» **Stored data**:
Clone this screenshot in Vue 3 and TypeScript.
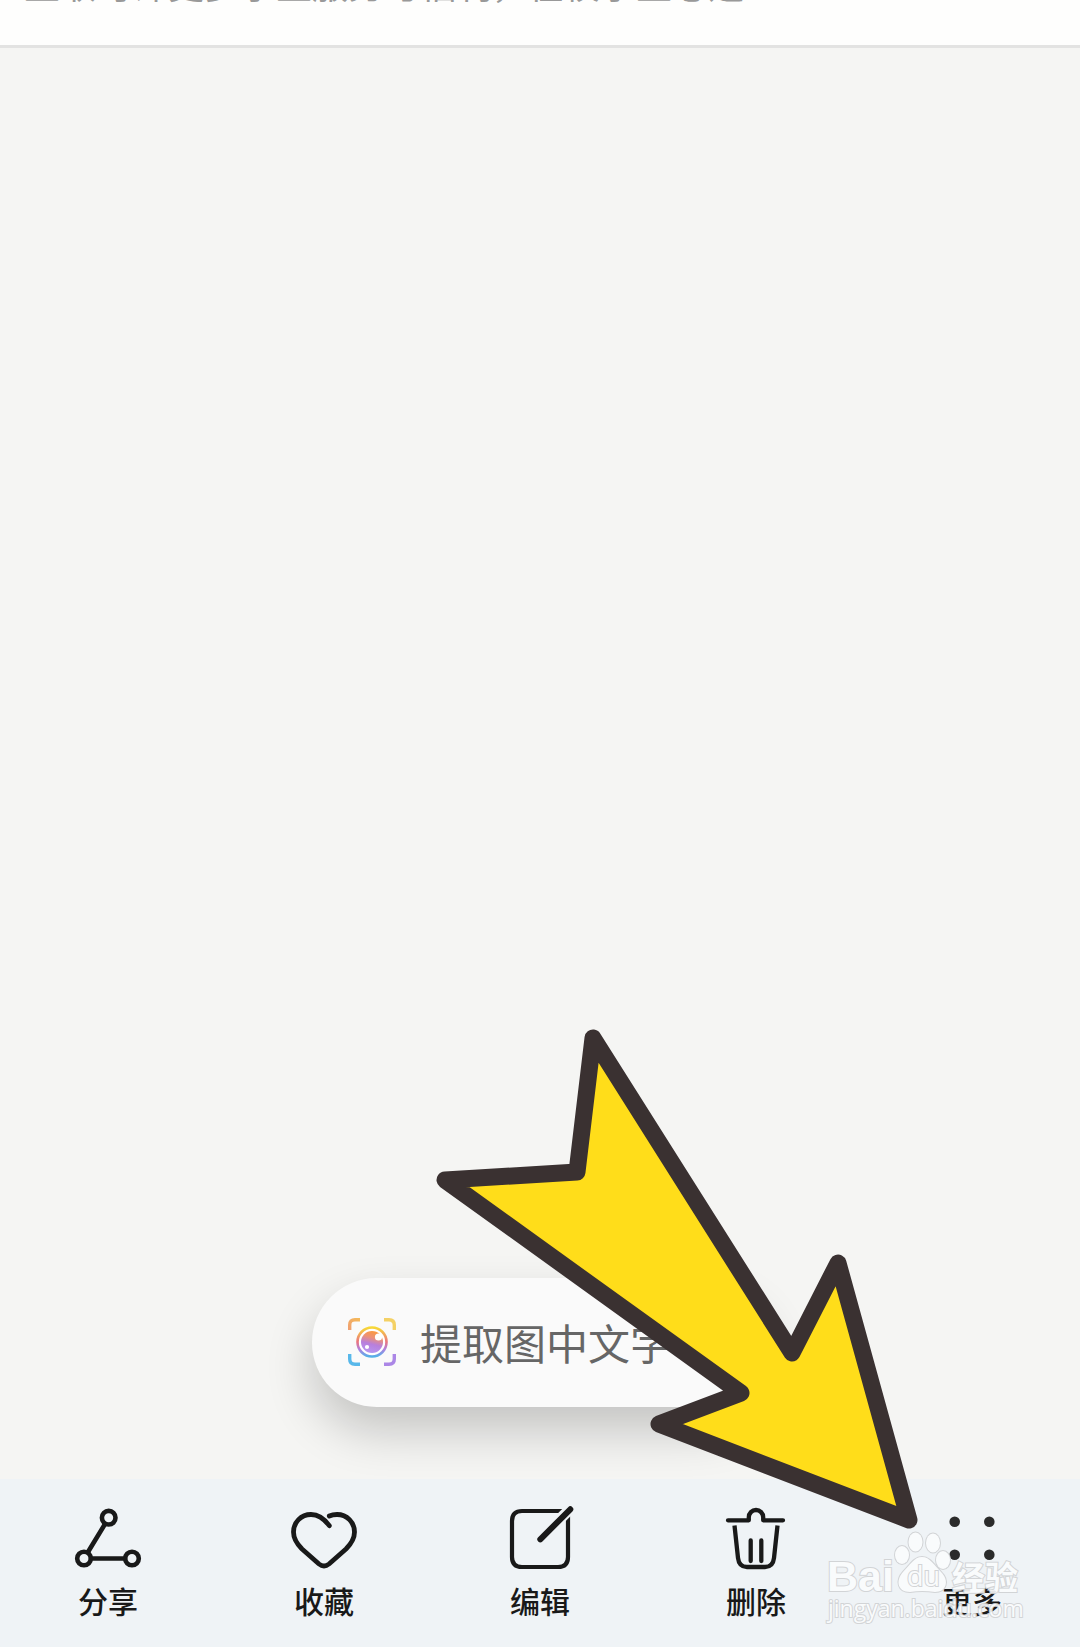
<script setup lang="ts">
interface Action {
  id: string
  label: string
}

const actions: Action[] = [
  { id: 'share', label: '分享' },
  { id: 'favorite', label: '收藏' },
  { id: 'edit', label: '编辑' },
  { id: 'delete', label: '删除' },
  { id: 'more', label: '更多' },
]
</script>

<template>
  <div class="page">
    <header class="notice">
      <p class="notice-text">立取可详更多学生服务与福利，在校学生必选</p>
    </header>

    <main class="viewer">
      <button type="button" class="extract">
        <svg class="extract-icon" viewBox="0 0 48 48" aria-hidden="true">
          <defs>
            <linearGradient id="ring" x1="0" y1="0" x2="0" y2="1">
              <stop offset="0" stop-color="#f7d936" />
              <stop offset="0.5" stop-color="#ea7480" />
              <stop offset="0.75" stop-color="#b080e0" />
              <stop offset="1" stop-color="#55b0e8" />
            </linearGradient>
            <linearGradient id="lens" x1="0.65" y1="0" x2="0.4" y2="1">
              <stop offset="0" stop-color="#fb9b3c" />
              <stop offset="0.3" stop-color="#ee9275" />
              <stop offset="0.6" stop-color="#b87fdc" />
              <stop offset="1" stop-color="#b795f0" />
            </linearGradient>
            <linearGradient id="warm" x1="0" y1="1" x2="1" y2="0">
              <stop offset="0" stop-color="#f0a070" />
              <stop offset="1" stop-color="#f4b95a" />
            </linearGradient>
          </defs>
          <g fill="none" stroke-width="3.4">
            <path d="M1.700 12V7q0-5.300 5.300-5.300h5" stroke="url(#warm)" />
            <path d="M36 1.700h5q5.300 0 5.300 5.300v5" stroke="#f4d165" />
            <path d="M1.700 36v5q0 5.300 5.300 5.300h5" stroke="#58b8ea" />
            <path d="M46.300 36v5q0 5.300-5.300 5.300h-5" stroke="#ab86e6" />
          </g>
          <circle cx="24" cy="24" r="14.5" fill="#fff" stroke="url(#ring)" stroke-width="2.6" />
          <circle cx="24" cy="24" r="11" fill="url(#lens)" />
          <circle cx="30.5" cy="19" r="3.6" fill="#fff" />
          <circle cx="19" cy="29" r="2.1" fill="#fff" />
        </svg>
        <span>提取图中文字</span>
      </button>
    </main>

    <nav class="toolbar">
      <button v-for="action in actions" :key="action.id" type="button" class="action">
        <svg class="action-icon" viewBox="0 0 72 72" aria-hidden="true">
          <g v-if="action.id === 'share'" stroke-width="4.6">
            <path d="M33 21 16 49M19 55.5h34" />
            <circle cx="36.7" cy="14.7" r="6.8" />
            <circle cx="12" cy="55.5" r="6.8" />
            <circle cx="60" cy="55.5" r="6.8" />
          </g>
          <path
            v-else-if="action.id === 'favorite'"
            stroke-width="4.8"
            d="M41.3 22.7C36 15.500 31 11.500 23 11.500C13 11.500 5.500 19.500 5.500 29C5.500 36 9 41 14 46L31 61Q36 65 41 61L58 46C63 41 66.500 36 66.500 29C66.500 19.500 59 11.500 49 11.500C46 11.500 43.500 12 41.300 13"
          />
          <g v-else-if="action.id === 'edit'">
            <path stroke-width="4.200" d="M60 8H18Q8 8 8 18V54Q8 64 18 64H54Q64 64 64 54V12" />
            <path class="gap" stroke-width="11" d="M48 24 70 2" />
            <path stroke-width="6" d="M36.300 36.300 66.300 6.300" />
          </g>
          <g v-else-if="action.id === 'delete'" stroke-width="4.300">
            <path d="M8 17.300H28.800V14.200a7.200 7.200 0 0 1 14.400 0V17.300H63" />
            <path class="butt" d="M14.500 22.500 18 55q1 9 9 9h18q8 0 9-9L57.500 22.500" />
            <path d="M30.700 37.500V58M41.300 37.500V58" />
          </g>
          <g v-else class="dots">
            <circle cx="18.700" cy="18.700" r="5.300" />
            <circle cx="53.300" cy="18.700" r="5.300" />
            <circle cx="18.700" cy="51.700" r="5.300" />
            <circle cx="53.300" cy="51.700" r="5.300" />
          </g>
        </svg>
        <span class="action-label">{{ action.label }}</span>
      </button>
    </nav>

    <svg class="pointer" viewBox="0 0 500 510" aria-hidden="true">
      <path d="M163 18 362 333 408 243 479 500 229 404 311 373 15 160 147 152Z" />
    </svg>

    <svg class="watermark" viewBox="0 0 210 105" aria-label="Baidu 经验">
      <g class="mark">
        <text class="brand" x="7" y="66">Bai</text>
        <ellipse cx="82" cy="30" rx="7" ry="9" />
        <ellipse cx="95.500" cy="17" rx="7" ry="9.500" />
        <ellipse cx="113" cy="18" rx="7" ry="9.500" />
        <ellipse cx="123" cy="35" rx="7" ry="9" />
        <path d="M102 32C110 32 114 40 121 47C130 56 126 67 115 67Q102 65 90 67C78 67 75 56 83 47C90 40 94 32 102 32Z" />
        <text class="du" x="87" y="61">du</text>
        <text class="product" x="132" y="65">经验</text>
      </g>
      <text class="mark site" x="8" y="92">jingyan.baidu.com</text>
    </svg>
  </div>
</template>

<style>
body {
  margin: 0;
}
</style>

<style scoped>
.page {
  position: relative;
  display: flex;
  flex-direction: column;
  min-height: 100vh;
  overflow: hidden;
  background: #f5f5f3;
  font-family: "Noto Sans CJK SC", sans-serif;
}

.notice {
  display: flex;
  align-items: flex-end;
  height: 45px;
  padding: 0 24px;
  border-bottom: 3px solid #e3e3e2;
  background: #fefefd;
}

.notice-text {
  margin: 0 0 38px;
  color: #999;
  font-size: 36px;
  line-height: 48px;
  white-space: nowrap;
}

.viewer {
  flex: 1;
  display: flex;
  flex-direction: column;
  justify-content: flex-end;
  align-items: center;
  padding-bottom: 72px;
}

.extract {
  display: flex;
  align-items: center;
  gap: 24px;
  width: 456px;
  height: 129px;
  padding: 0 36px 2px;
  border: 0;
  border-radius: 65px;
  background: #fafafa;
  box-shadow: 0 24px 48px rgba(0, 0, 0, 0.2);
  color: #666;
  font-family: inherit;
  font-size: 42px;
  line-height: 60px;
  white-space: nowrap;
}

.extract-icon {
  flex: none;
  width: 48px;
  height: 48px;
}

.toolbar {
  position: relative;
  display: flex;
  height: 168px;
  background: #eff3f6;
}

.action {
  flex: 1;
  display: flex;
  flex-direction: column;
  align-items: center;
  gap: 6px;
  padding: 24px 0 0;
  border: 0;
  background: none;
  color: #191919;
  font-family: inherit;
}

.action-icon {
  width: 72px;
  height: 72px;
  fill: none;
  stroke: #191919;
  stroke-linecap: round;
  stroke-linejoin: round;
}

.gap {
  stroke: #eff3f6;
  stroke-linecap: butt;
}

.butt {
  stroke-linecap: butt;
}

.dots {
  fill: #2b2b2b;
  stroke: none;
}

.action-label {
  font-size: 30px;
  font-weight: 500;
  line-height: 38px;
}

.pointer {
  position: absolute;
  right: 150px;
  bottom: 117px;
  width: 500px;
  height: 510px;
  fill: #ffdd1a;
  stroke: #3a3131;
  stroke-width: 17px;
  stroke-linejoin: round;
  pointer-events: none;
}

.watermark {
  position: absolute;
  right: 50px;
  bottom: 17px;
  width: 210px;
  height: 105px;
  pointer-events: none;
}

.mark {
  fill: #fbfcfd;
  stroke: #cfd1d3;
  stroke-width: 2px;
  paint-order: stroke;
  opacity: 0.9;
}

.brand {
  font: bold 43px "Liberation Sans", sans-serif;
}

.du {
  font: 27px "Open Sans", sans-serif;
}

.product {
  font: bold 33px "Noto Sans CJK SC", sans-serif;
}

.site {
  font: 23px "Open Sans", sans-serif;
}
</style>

» **The request**: Copy out every line of the material above exactly, skipping the pictures.

» **Completed exercise**:
Clone this screenshot in Vue 3 and TypeScript.
<script setup lang="ts">
interface Action {
  id: string
  label: string
}

const actions: Action[] = [
  { id: 'share', label: '分享' },
  { id: 'favorite', label: '收藏' },
  { id: 'edit', label: '编辑' },
  { id: 'delete', label: '删除' },
  { id: 'more', label: '更多' },
]
</script>

<template>
  <div class="page">
    <header class="notice">
      <p class="notice-text">立取可详更多学生服务与福利，在校学生必选</p>
    </header>

    <main class="viewer">
      <button type="button" class="extract">
        <svg class="extract-icon" viewBox="0 0 48 48" aria-hidden="true">
          <defs>
            <linearGradient id="ring" x1="0" y1="0" x2="0" y2="1">
              <stop offset="0" stop-color="#f7d936" />
              <stop offset="0.5" stop-color="#ea7480" />
              <stop offset="0.75" stop-color="#b080e0" />
              <stop offset="1" stop-color="#55b0e8" />
            </linearGradient>
            <linearGradient id="lens" x1="0.65" y1="0" x2="0.4" y2="1">
              <stop offset="0" stop-color="#fb9b3c" />
              <stop offset="0.3" stop-color="#ee9275" />
              <stop offset="0.6" stop-color="#b87fdc" />
              <stop offset="1" stop-color="#b795f0" />
            </linearGradient>
            <linearGradient id="warm" x1="0" y1="1" x2="1" y2="0">
              <stop offset="0" stop-color="#f0a070" />
              <stop offset="1" stop-color="#f4b95a" />
            </linearGradient>
          </defs>
          <g fill="none" stroke-width="3.4">
            <path d="M1.700 12V7q0-5.300 5.300-5.300h5" stroke="url(#warm)" />
            <path d="M36 1.700h5q5.300 0 5.300 5.300v5" stroke="#f4d165" />
            <path d="M1.700 36v5q0 5.300 5.300 5.300h5" stroke="#58b8ea" />
            <path d="M46.300 36v5q0 5.300-5.300 5.300h-5" stroke="#ab86e6" />
          </g>
          <circle cx="24" cy="24" r="14.5" fill="#fff" stroke="url(#ring)" stroke-width="2.6" />
          <circle cx="24" cy="24" r="11" fill="url(#lens)" />
          <circle cx="30.5" cy="19" r="3.6" fill="#fff" />
          <circle cx="19" cy="29" r="2.1" fill="#fff" />
        </svg>
        <span>提取图中文字</span>
      </button>
    </main>

    <nav class="toolbar">
      <button v-for="action in actions" :key="action.id" type="button" class="action">
        <svg class="action-icon" viewBox="0 0 72 72" aria-hidden="true">
          <g v-if="action.id === 'share'" stroke-width="4.6">
            <path d="M33 21 16 49M19 55.5h34" />
            <circle cx="36.7" cy="14.7" r="6.8" />
            <circle cx="12" cy="55.5" r="6.8" />
            <circle cx="60" cy="55.5" r="6.8" />
          </g>
          <path
            v-else-if="action.id === 'favorite'"
            stroke-width="4.8"
            d="M41.3 22.7C36 15.500 31 11.500 23 11.500C13 11.500 5.500 19.500 5.500 29C5.500 36 9 41 14 46L31 61Q36 65 41 61L58 46C63 41 66.500 36 66.500 29C66.500 19.500 59 11.500 49 11.500C46 11.500 43.500 12 41.300 13"
          />
          <g v-else-if="action.id === 'edit'">
            <path stroke-width="4.200" d="M60 8H18Q8 8 8 18V54Q8 64 18 64H54Q64 64 64 54V12" />
            <path class="gap" stroke-width="11" d="M48 24 70 2" />
            <path stroke-width="6" d="M36.300 36.300 66.300 6.300" />
          </g>
          <g v-else-if="action.id === 'delete'" stroke-width="4.300">
            <path d="M8 17.300H28.800V14.200a7.200 7.200 0 0 1 14.400 0V17.300H63" />
            <path class="butt" d="M14.500 22.500 18 55q1 9 9 9h18q8 0 9-9L57.500 22.500" />
            <path d="M30.700 37.500V58M41.300 37.500V58" />
          </g>
          <g v-else class="dots">
            <circle cx="18.700" cy="18.700" r="5.300" />
            <circle cx="53.300" cy="18.700" r="5.300" />
            <circle cx="18.700" cy="51.700" r="5.300" />
            <circle cx="53.300" cy="51.700" r="5.300" />
          </g>
        </svg>
        <span class="action-label">{{ action.label }}</span>
      </button>
    </nav>

    <svg class="pointer" viewBox="0 0 500 510" aria-hidden="true">
      <path d="M163 18 362 333 408 243 479 500 229 404 311 373 15 160 147 152Z" />
    </svg>

    <svg class="watermark" viewBox="0 0 210 105" aria-label="Baidu 经验">
      <g class="mark">
        <text class="brand" x="7" y="66">Bai</text>
        <ellipse cx="82" cy="30" rx="7" ry="9" />
        <ellipse cx="95.500" cy="17" rx="7" ry="9.500" />
        <ellipse cx="113" cy="18" rx="7" ry="9.500" />
        <ellipse cx="123" cy="35" rx="7" ry="9" />
        <path d="M102 32C110 32 114 40 121 47C130 56 126 67 115 67Q102 65 90 67C78 67 75 56 83 47C90 40 94 32 102 32Z" />
        <text class="du" x="87" y="61">du</text>
        <text class="product" x="132" y="65">经验</text>
      </g>
      <text class="mark site" x="8" y="92">jingyan.baidu.com</text>
    </svg>
  </div>
</template>

<style>
body {
  margin: 0;
}
</style>

<style scoped>
.page {
  position: relative;
  display: flex;
  flex-direction: column;
  min-height: 100vh;
  overflow: hidden;
  background: #f5f5f3;
  font-family: "Noto Sans CJK SC", sans-serif;
}

.notice {
  display: flex;
  align-items: flex-end;
  height: 45px;
  padding: 0 24px;
  border-bottom: 3px solid #e3e3e2;
  background: #fefefd;
}

.notice-text {
  margin: 0 0 38px;
  color: #999;
  font-size: 36px;
  line-height: 48px;
  white-space: nowrap;
}

.viewer {
  flex: 1;
  display: flex;
  flex-direction: column;
  justify-content: flex-end;
  align-items: center;
  padding-bottom: 72px;
}

.extract {
  display: flex;
  align-items: center;
  gap: 24px;
  width: 456px;
  height: 129px;
  padding: 0 36px 2px;
  border: 0;
  border-radius: 65px;
  background: #fafafa;
  box-shadow: 0 24px 48px rgba(0, 0, 0, 0.2);
  color: #666;
  font-family: inherit;
  font-size: 42px;
  line-height: 60px;
  white-space: nowrap;
}

.extract-icon {
  flex: none;
  width: 48px;
  height: 48px;
}

.toolbar {
  position: relative;
  display: flex;
  height: 168px;
  background: #eff3f6;
}

.action {
  flex: 1;
  display: flex;
  flex-direction: column;
  align-items: center;
  gap: 6px;
  padding: 24px 0 0;
  border: 0;
  background: none;
  color: #191919;
  font-family: inherit;
}

.action-icon {
  width: 72px;
  height: 72px;
  fill: none;
  stroke: #191919;
  stroke-linecap: round;
  stroke-linejoin: round;
}

.gap {
  stroke: #eff3f6;
  stroke-linecap: butt;
}

.butt {
  stroke-linecap: butt;
}

.dots {
  fill: #2b2b2b;
  stroke: none;
}

.action-label {
  font-size: 30px;
  font-weight: 500;
  line-height: 38px;
}

.pointer {
  position: absolute;
  right: 150px;
  bottom: 117px;
  width: 500px;
  height: 510px;
  fill: #ffdd1a;
  stroke: #3a3131;
  stroke-width: 17px;
  stroke-linejoin: round;
  pointer-events: none;
}

.watermark {
  position: absolute;
  right: 50px;
  bottom: 17px;
  width: 210px;
  height: 105px;
  pointer-events: none;
}

.mark {
  fill: #fbfcfd;
  stroke: #cfd1d3;
  stroke-width: 2px;
  paint-order: stroke;
  opacity: 0.9;
}

.brand {
  font: bold 43px "Liberation Sans", sans-serif;
}

.du {
  font: 27px "Open Sans", sans-serif;
}

.product {
  font: bold 33px "Noto Sans CJK SC", sans-serif;
}

.site {
  font: 23px "Open Sans", sans-serif;
}
</style>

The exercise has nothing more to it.